During her long and distinguished racing career, Tranquil Star had 111 starts for 23 wins, including 9 wins at what would now be regarded as group one level. She also scored 20 seconds and 12 thirds for a total of £26,690 in prize-money which made her Australasia's greatest stake-winning mare.

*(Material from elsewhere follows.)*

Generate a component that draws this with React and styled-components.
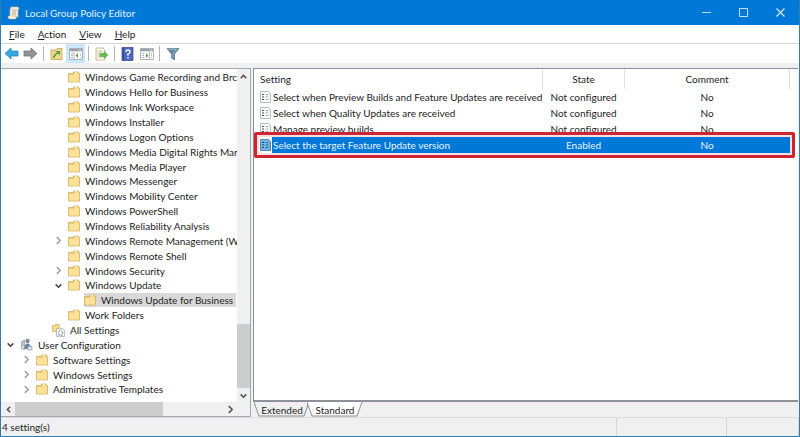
import styled, { createGlobalStyle } from 'styled-components';

const GlobalStyle = createGlobalStyle`
  * {
    box-sizing: border-box;
  }

  body {
    margin: 0;
    font-family: Lato, "Open Sans", sans-serif;
    font-size: 10px;
    line-height: 14px;
    font-variant-ligatures: none;
    color: #222;
  }

  button {
    font: inherit;
    font-variant-ligatures: none;
    color: inherit;
    border: 0;
    margin: 0;
    padding: 0;
    background: none;
  }

  svg {
    display: block;
    flex: none;
  }
`;

const WindowStyled = styled.div`
  height: 100vh;
  display: flex;
  flex-direction: column;
  border: solid #2f7fa8;
  border-width: 0 1px 1px 1px;
  background: #f0f0f0;
`;

const TitleBarStyled = styled.header`
  height: 25px;
  flex: none;
  display: flex;
  align-items: center;
  padding-left: 6px;
  background: #0078d7;
  color: #e2f1ff;
`;

const TitleStyled = styled.h1`
  flex: 1;
  margin: 0 0 0 5px;
  font-size: 10px;
  font-weight: 400;
`;

const CaptionButtonStyled = styled.button`
  width: 37px;
  height: 25px;
  display: flex;
  align-items: center;
  justify-content: center;
`;

const MenuBarStyled = styled.nav`
  height: 19px;
  flex: none;
  display: flex;
  align-items: center;
  gap: 13px;
  padding-left: 8px;
  background: #fff;
  border-bottom: 1px solid #d4d4d4;
`;

const ToolBarStyled = styled.div`
  height: 19px;
  flex: none;
  display: flex;
  align-items: center;
  padding-left: 1px;
  background: #fff;
`;

const ToolButtonStyled = styled.button`
  width: 19px;
  height: 19px;
  display: flex;
  align-items: center;
  justify-content: center;
  background: ${props => props.$active ? '#cce8ff' : 'transparent'};
`;

const ToolDividerStyled = styled.span`
  width: 1px;
  height: 15px;
  margin: 0 3px;
  background: #b4b4b4;
`;

const ContentStyled = styled.main`
  flex: 1;
  min-height: 0;
  display: grid;
  grid-template-columns: 250px minmax(0, 1fr);
  column-gap: 2px;
  padding: 5px 1px 0 0;
`;

const TreePaneStyled = styled.section`
  min-height: 0;
  display: grid;
  grid-template-columns: minmax(0, 1fr) 13px;
  grid-template-rows: minmax(0, 1fr) 14px;
  background: #fff;
  border: solid #a5a9ae;
  border-width: 1px 1px 1px 0;
`;

const TreeStyled = styled.ul`
  min-height: 0;
  margin: 0;
  padding: 1px 0 5px;
  list-style: none;
  display: flex;
  flex-direction: column;
  overflow: hidden;
`;

const TreeRowStyled = styled.li`
  flex: 1;
  min-height: 0;
  display: flex;
  align-items: center;
  padding-left: ${props => props.$level * 16 + 5}px;
  white-space: nowrap;
`;

const ExpanderStyled = styled.span`
  width: 14px;
  flex: none;
`;

const TreeItemStyled = styled.span`
  display: flex;
  align-items: center;
  gap: 5px;
  padding-right: 3px;
  background: ${props => props.$selected ? '#d9d9d9' : 'transparent'};
`;

const VerticalScrollStyled = styled.div`
  min-height: 0;
  display: flex;
  flex-direction: column;
  background: #f0f0f0;
`;

const HorizontalScrollStyled = styled.div`
  display: flex;
  padding-left: 1px;
  background: #f0f0f0;
`;

const ScrollButtonStyled = styled.button`
  width: 13px;
  height: 14px;
  flex: none;
  display: flex;
  align-items: center;
  justify-content: center;
`;

const ScrollTrackStyled = styled.div`
  flex: 1;
  display: flex;
  flex-direction: ${props => props.$vertical ? 'column' : 'row'};
  justify-content: ${props => props.$vertical ? 'flex-end' : 'flex-start'};
`;

const ScrollThumbStyled = styled.div`
  flex: 0 0 ${props => props.$size};
  background: #cdcdcd;
`;

const ScrollCornerStyled = styled.div`
  background: #f0f0f0;
`;

const DetailPaneStyled = styled.section`
  min-width: 0;
  min-height: 0;
  display: flex;
  flex-direction: column;
`;

const ListStyled = styled.div`
  flex: 1;
  background: #fff;
  border: solid #8d9298;
  border-width: 1px 0 2px 1px;
`;

const TableStyled = styled.table`
  width: calc(100% - 8px);
  table-layout: fixed;
  border-collapse: collapse;
`;

const HeadCellStyled = styled.th`
  width: ${props => props.$width || 'auto'};
  height: 20px;
  padding: 0 0 0 ${props => props.$align ? 0 : 6}px;
  font-weight: 400;
  text-align: ${props => props.$align || 'left'};
  border-right: 1px solid #e2e2e2;
`;

const CellStyled = styled.td`
  height: 16px;
  padding: 0;
  text-align: ${props => props.$align || 'left'};
  white-space: nowrap;
`;

const SettingStyled = styled.span`
  display: flex;
  align-items: center;
  gap: 1px;
  padding-left: 6px;
`;

const SettingNameStyled = styled.span`
  flex: 1;
  padding-left: 1px;
  line-height: 16px;
`;

const RowStyled = styled.tr`
  position: relative;
  color: ${props => props.$selected ? '#e9f4ff' : 'inherit'};

  ${CellStyled}:not(:first-child),
  ${SettingNameStyled} {
    background: ${props => props.$selected ? '#0078d7' : 'transparent'};
  }
`;

const HighlightStyled = styled.span`
  position: absolute;
  inset: -5px -5px -5px 0;
  border: 3px solid #cf2431;
  border-radius: 2px;
  box-shadow: inset 0 0 0 2px #f7dfe2;
  pointer-events: none;
`;

const TabsStyled = styled.div`
  height: 15px;
  flex: none;
  display: flex;
  padding-left: 1px;
`;

const TabStyled = styled.button`
  position: relative;
  width: 56px;
  height: 15px;
  margin-right: -3px;
`;

const TabShapeStyled = styled.svg`
  position: absolute;
  inset: 0;
  width: 100%;
  height: 100%;
`;

const TabTextStyled = styled.span`
  position: relative;
`;

const StatusBarStyled = styled.footer`
  height: 19px;
  flex: none;
  display: grid;
  grid-template-columns: 1fr 110px 72px;
  border-top: 1px solid #dcdcdc;
`;

const StatusCellStyled = styled.span`
  padding: 2px 0 0 1px;
  border-right: 1px solid #d7d7d7;
`;

const ScrollIcon = () => (
  <svg width="13" height="14" viewBox="0 0 13 14">
    <path d="M4 1h7l1 2-1 1v7H3V4z" fill="#f4efdf" stroke="#cbbd98" strokeWidth=".7" />
    <path d="M5 4h5M5 6h4M5 8h4" stroke="#a99c7b" strokeWidth=".8" />
    <path d="M1 10h8v3H2q-1-1-1-3z" fill="#fffaf0" stroke="#bda878" strokeWidth=".6" />
  </svg>
);

const FolderIcon = () => (
  <svg width="12" height="12" viewBox="0 0 12 12">
    <path d="M.5 2.5h5V1h5v1.5h1V11H.5z" fill="#f0cd73" stroke="#cda953" strokeWidth=".7" />
    <path d="M1 4h5l1-1.2h4v7.8H1z" fill="#fbe29a" />
    <path d="M6.5 1.8h3" stroke="#fff8dc" strokeWidth=".9" />
  </svg>
);

const AllSettingsIcon = () => (
  <svg width="13" height="13" viewBox="0 0 13 13">
    <path d="M.5 1.5h3V.5h3v1h1v6h-7z" fill="#f8dc8d" stroke="#d1ad58" strokeWidth=".7" />
    <path d="M4.5 4.5h6l2 2v6h-8z" fill="#fafafa" stroke="#a3a7ab" strokeWidth=".7" />
    <circle cx="8.5" cy="8.7" r="2.2" fill="none" stroke="#a0a9af" strokeWidth="1.2" strokeDasharray="1.3 .6" />
    <path d="M6 11.5h5" stroke="#b1b7bb" strokeWidth=".7" />
  </svg>
);

const UserIcon = () => (
  <svg width="13" height="13" viewBox="0 0 12 13">
    <path d="M1 3.5 4 2v9.5l-3-1z" fill="#d7dce0" stroke="#899199" strokeWidth=".7" />
    <path d="M2 5l1.3-.5M2 7h1.3" stroke="#58636d" strokeWidth=".7" />
    <circle cx="7" cy="3" r="2.2" fill="#7f8d9e" />
    <path d="M4 11q0-5.5 3-5.5t3.5 5.5z" fill="#6680a6" />
    <path d="M7.5 8.5h4V12h-5z" fill="#dbe0e5" stroke="#8b949d" strokeWidth=".6" />
  </svg>
);

const PolicyIcon = ({ selected }) => (
  <svg width="11" height="12" viewBox="0 0 11 12">
    <path d="M.5.5h8l2 2v9H.5z" fill={selected ? '#76b5df' : '#fff'} stroke={selected ? '#2f78aa' : '#a9adb1'} strokeWidth=".8" />
    <path d="M2 3.5h2M2 6h2M2 8.5h2" stroke={selected ? '#124d7c' : '#3f4e5a'} strokeWidth="1.2" />
    <path d="M5.5 3.5h3M5.5 6h3M5.5 8.5h3" stroke={selected ? '#23628f' : '#9ba3aa'} strokeWidth=".9" />
  </svg>
);

const ArrowIcon = ({ back }) => (
  <svg width="15" height="13" viewBox="0 0 15 13">
    <path
      d={back ? 'M1 6.5 7 1v3h7v5H7v3z' : 'M14 6.5 8 1v3H1v5h7v3z'}
      fill={back ? '#35a8df' : '#929292'}
      stroke={back ? '#2588bd' : '#777'}
      strokeWidth=".8"
    />
  </svg>
);

const UpIcon = () => (
  <svg width="14" height="14" viewBox="0 0 14 14">
    <path d="M1 3h5l1-1.5h5v11H1z" fill="#f0d98a" stroke="#b79c4c" strokeWidth=".7" />
    <path d="M3.5 11Q4 8 8 5.5" fill="none" stroke="#4f9c3c" strokeWidth="1.4" />
    <path d="M5.5 4H10v4.5z" fill="#4f9c3c" />
  </svg>
);

const PaneIcon = ({ right }) => (
  <svg width="14" height="12" viewBox="0 0 14 12">
    <path d="M.5.5h13v11H.5z" fill="#fff" stroke="#9aa0a6" strokeWidth=".8" />
    <path d="M1 1h12v2.3H1z" fill="#989fa5" />
    <path d="M9.5 2h.8M11.3 2h.8" stroke="#fff" />
    <path d={right ? 'M9.5 4v7' : 'M5 4v7'} stroke="#a5acb2" strokeWidth=".8" />
    <path d="M2 5.5h2M2 7.5h2M2 9.5h2M11 5.5h1M11 7.5h1M11 9.5h1" stroke="#a6afb7" strokeWidth=".9" />
    <path d={right ? 'M6 5v5l2.5-2.5z' : 'M9 5v5L6.5 7.5z'} fill="#5aa852" />
  </svg>
);

const ExportIcon = () => (
  <svg width="14" height="14" viewBox="0 0 14 14">
    <path d="M1 1h7l2 2v10H1z" fill="#fffbed" stroke="#b5aa7c" strokeWidth=".8" />
    <path d="M2.5 4h5M2.5 6h3M2.5 8h2M2.5 10h5" stroke="#a5a78f" strokeWidth=".7" />
    <path d="M5 6.5h4v-2L13 8l-4 3.5v-2H5z" fill="#65bd50" stroke="#43983a" strokeWidth=".5" />
  </svg>
);

const HelpIcon = () => (
  <svg width="13" height="14" viewBox="0 0 13 14">
    <path d="M1 .5h11v13H1z" fill="#4c68c0" stroke="#2d448c" strokeWidth=".7" />
    <path d="M2.3 1v12" stroke="#2c428a" />
    <path d="M5 5q0-2 2-2t2 2q0 1-2 2v1.8M7 10v1.5" fill="none" stroke="#fff" strokeWidth="1.4" />
  </svg>
);

const FilterIcon = () => (
  <svg width="14" height="14" viewBox="0 0 14 14">
    <path d="M1 1.5h12L8.5 7v6L5.5 11V7z" fill="#65859e" stroke="#47677f" strokeWidth=".6" />
    <path d="M2.5 2.3h8.2L6.8 6.7v4" fill="none" stroke="#a9c4d5" strokeWidth=".9" />
  </svg>
);

const chevrons = {
  up: 'M1.5 5.5 4 3l2.5 2.5',
  down: 'M1.5 3 4 5.5 6.5 3',
  left: 'M5.5 1.5 3 4l2.5 2.5',
  right: 'M2.5 1 5.5 4l-3 3',
};

const Chevron = ({ direction, color = '#505050' }) => (
  <svg width="9" height="9" viewBox="0 0 8 8">
    <path d={chevrons[direction]} fill="none" stroke={color} strokeWidth="1.3" />
  </svg>
);

const treeIcons = {
  folder: FolderIcon,
  all: AllSettingsIcon,
  user: UserIcon,
};

const tree = [
  { label: 'Windows Game Recording and Brc', level: 3 },
  { label: 'Windows Hello for Business', level: 3 },
  { label: 'Windows Ink Workspace', level: 3 },
  { label: 'Windows Installer', level: 3 },
  { label: 'Windows Logon Options', level: 3 },
  { label: 'Windows Media Digital Rights Mar', level: 3 },
  { label: 'Windows Media Player', level: 3 },
  { label: 'Windows Messenger', level: 3 },
  { label: 'Windows Mobility Center', level: 3 },
  { label: 'Windows PowerShell', level: 3 },
  { label: 'Windows Reliability Analysis', level: 3 },
  { label: 'Windows Remote Management (W', level: 3, expander: 'right' },
  { label: 'Windows Remote Shell', level: 3 },
  { label: 'Windows Security', level: 3, expander: 'right' },
  { label: 'Windows Update', level: 3, expander: 'down' },
  { label: 'Windows Update for Business', level: 4, selected: true },
  { label: 'Work Folders', level: 3 },
  { label: 'All Settings', level: 2, icon: 'all' },
  { label: 'User Configuration', level: 0, icon: 'user', expander: 'down' },
  { label: 'Software Settings', level: 1, expander: 'right' },
  { label: 'Windows Settings', level: 1, expander: 'right' },
  { label: 'Administrative Templates', level: 1, expander: 'right' },
];

const settings = [
  { name: 'Select when Preview Builds and Feature Updates are received', state: 'Not configured', comment: 'No' },
  { name: 'Select when Quality Updates are received', state: 'Not configured', comment: 'No' },
  { name: 'Manage preview builds', state: 'Not configured', comment: 'No' },
  { name: 'Select the target Feature Update version', state: 'Enabled', comment: 'No', selected: true },
];

const TreeRow = ({ item }) => {
  const Icon = treeIcons[item.icon || 'folder'];

  return (
    <TreeRowStyled $level={item.level}>
      <ExpanderStyled>
        {item.expander && <Chevron direction={item.expander} color={item.expander === 'down' ? '#404040' : '#a0a0a0'} />}
      </ExpanderStyled>
      <TreeItemStyled $selected={item.selected}>
        <Icon />
        {item.label}
      </TreeItemStyled>
    </TreeRowStyled>
  );
};

const SettingRow = ({ setting }) => (
  <RowStyled $selected={setting.selected}>
    <CellStyled>
      <SettingStyled>
        <PolicyIcon selected={setting.selected} />
        <SettingNameStyled>{setting.name}</SettingNameStyled>
      </SettingStyled>
    </CellStyled>
    <CellStyled $align="center">{setting.state}</CellStyled>
    <CellStyled $align="center">
      {setting.comment}
      {setting.selected && <HighlightStyled />}
    </CellStyled>
  </RowStyled>
);

const App = () => (
  <>
    <GlobalStyle />
    <WindowStyled>
      <TitleBarStyled>
        <ScrollIcon />
        <TitleStyled>Local Group Policy Editor</TitleStyled>
        <CaptionButtonStyled aria-label="Minimize">
          <svg width="9" height="9" viewBox="0 0 9 9"><path d="M0 4.5h9" stroke="#b9dcf7" /></svg>
        </CaptionButtonStyled>
        <CaptionButtonStyled aria-label="Maximize">
          <svg width="9" height="9" viewBox="0 0 9 9"><path d="M.5.5h8v8h-8z" fill="none" stroke="#c9e4fa" /></svg>
        </CaptionButtonStyled>
        <CaptionButtonStyled aria-label="Close">
          <svg width="9" height="9" viewBox="0 0 9 9"><path d="m.5.5 8 8m0-8-8 8" stroke="#d9edfc" strokeWidth="1.1" /></svg>
        </CaptionButtonStyled>
      </TitleBarStyled>
      <MenuBarStyled>
        <button><u>F</u>ile</button>
        <button><u>A</u>ction</button>
        <button><u>V</u>iew</button>
        <button><u>H</u>elp</button>
      </MenuBarStyled>
      <ToolBarStyled>
        <ToolButtonStyled aria-label="Back"><ArrowIcon back /></ToolButtonStyled>
        <ToolButtonStyled aria-label="Forward"><ArrowIcon /></ToolButtonStyled>
        <ToolDividerStyled />
        <ToolButtonStyled aria-label="Up one level"><UpIcon /></ToolButtonStyled>
        <ToolButtonStyled aria-label="Show console tree" $active><PaneIcon /></ToolButtonStyled>
        <ToolDividerStyled />
        <ToolButtonStyled aria-label="Export list"><ExportIcon /></ToolButtonStyled>
        <ToolDividerStyled />
        <ToolButtonStyled aria-label="Help"><HelpIcon /></ToolButtonStyled>
        <ToolButtonStyled aria-label="Show action pane"><PaneIcon right /></ToolButtonStyled>
        <ToolDividerStyled />
        <ToolButtonStyled aria-label="Filter"><FilterIcon /></ToolButtonStyled>
      </ToolBarStyled>
      <ContentStyled>
        <TreePaneStyled>
          <TreeStyled>
            {tree.map(item => <TreeRow key={item.label} item={item} />)}
          </TreeStyled>
          <VerticalScrollStyled>
            <ScrollButtonStyled aria-label="Scroll up"><Chevron direction="up" /></ScrollButtonStyled>
            <ScrollTrackStyled $vertical><ScrollThumbStyled $size="21%" /></ScrollTrackStyled>
            <ScrollButtonStyled aria-label="Scroll down"><Chevron direction="down" /></ScrollButtonStyled>
          </VerticalScrollStyled>
          <HorizontalScrollStyled>
            <ScrollButtonStyled aria-label="Scroll left"><Chevron direction="left" /></ScrollButtonStyled>
            <ScrollTrackStyled><ScrollThumbStyled $size="71%" /></ScrollTrackStyled>
            <ScrollButtonStyled aria-label="Scroll right"><Chevron direction="right" /></ScrollButtonStyled>
          </HorizontalScrollStyled>
          <ScrollCornerStyled />
        </TreePaneStyled>
        <DetailPaneStyled>
          <ListStyled>
            <TableStyled>
              <thead>
                <tr>
                  <HeadCellStyled>Setting</HeadCellStyled>
                  <HeadCellStyled $width="82px" $align="center">State</HeadCellStyled>
                  <HeadCellStyled $width="165px" $align="center">Comment</HeadCellStyled>
                </tr>
              </thead>
              <tbody>
                {settings.map(setting => <SettingRow key={setting.name} setting={setting} />)}
              </tbody>
            </TableStyled>
          </ListStyled>
          <TabsStyled>
            <TabStyled>
              <TabShapeStyled viewBox="0 0 56 15" preserveAspectRatio="none">
                <path d="M0 0 5 14h45l5-14" fill="#f0f0f0" stroke="#777" strokeWidth=".8" />
              </TabShapeStyled>
              <TabTextStyled>Extended</TabTextStyled>
            </TabStyled>
            <TabStyled>
              <TabShapeStyled viewBox="0 0 56 15" preserveAspectRatio="none">
                <path d="M0 0 5 14h45l5-14" fill="#fff" stroke="#777" strokeWidth=".8" />
              </TabShapeStyled>
              <TabTextStyled>Standard</TabTextStyled>
            </TabStyled>
          </TabsStyled>
        </DetailPaneStyled>
      </ContentStyled>
      <StatusBarStyled>
        <StatusCellStyled>4 setting(s)</StatusCellStyled>
        <StatusCellStyled />
        <StatusCellStyled />
      </StatusBarStyled>
    </WindowStyled>
  </>
);

export default App;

Tranquil Star's last public appearance was before a large crowd on 24 March 1946 at Olympic Park, Victoria. A. Breasley was her rider and her trainer Ron Cameron also attended.

==Stud record==
Retired to stud Tranquil Star was a good brood mare that produced nine foals, of which seven were raced and three were winners.

Her progeny were:
- 1947 Chestnut filly, Tranquil Dawn by Dhoti (GB), unplaced in five starts, became 5th dam of Calaway Gal (won the 2002 Golden Slipper Stakes)
- 1948 Chestnut filly, Tranquil Dusk by Dhoti, two unplaced starts, dam of Ivanhoe (won Doomben Stakes, Queensland Guineas, QTC Sires Produce Stakes)
- 1949 Chestnut filly, Light O’Star by Dhoti, two unplaced starts
- 1950 missed to service
- 1951 Chestnut colt, Tranquil Sun by Helios (GB) won seven races in Melbourne
- 1952 Chestnut filly, Tranquil Court by Comic Court, eight unplaced starts
- 1953 Chestnut colt, Tranquil Glow by Helios, won 11 races, including 9 steeplechases
- 1954 Bay filly unnamed by Helios (GB), died 1955
- 1955 Chestnut filly, Tranquil Sea by Masthead (GB), un-raced
- 1956 Bay colt, Night Ride by Landau, won five races, including three steeplechases.

Calaway Gal was foaled by Calais Royale, a non-stud book mare whose 4th dam was Tranquil Star, but she proved she was a Thoroughbred by winning a Golden Slipper. Both of them were then promoted to Thoroughbred status and now appear in the Australian Stud Book.

==Honours==
The owners of Tranquil Star, T. G. Jones and Arthur Cobden, donated £500 to endow a cot at the Children's Hospital in the name of Tranquil Star. In 2008 Tranquil Star was inducted into the Australian Racing Hall of Fame. The registered Group 3 Melbourne Racing Club Tranquil Star Stakes, run over 1,400 metres, are named in her honour.